Indeed, Jomo argues that "finance capital developed a complex symbiotic relationship with politically influential rentiers, now dubbed 'cronies'... In these and other ways, transnational dominance of Southeast Asian industrialisation facilitated the ascendance and consolidation of financial interests and politically influential rentiers. This increasingly powerful alliance was primarily responsible for promoting financial liberalisation in the region, both externally and internally."
 
Jomo and co-authors point out that the recent recovery, in Malaysia as elsewhere in the region, has been due primarily to Keynesian style reflationary policies. This shows that the prior necessity of corporate governance reforms, as demanded by the IMF and others, is not a precondition for economic recovery. But they also note that the basic conditions which allowed for the crisis, in terms of a financial system open to reversible short-term flows, still persist.

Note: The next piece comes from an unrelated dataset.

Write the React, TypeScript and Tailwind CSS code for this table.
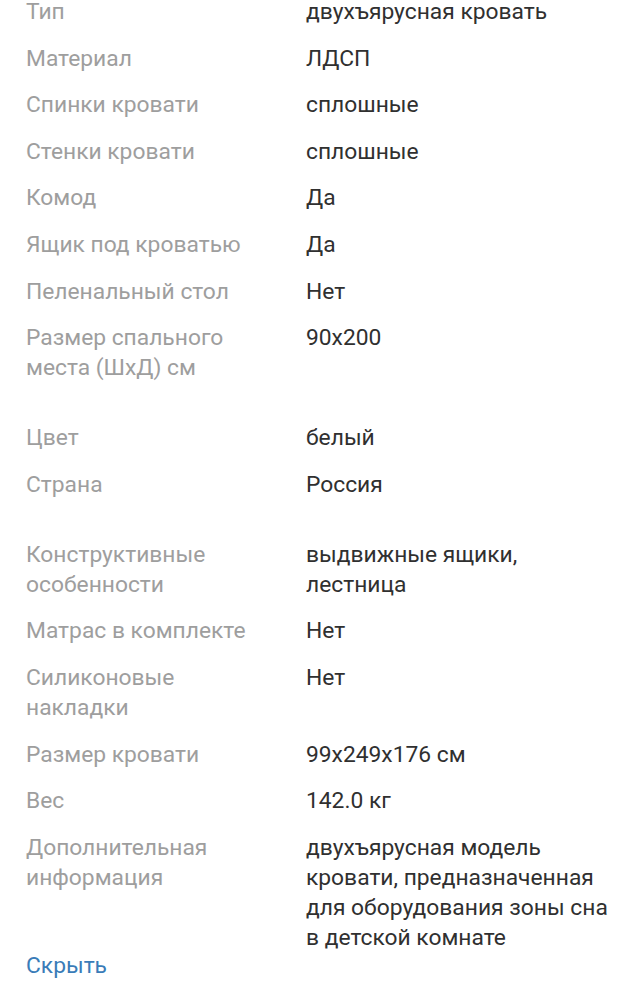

And there has been no reform of the international financial system, which is the basic precondition for preventing future such crises.
 
A lot of the description of the pre-crisis Malaysian economy, as well as the nature of unfolding of the crisis, will appear eerily familiar to readers of recent editions of Indian newspapers. In fact, even the political economy processes that are described bear some relation to the political economy pressures at work in India at the moment. This suggests that those who wish to avoid a similar asset deflation process, even if it is less intense and more prolonged, would do well to heed the lessons of the Malaysian experience.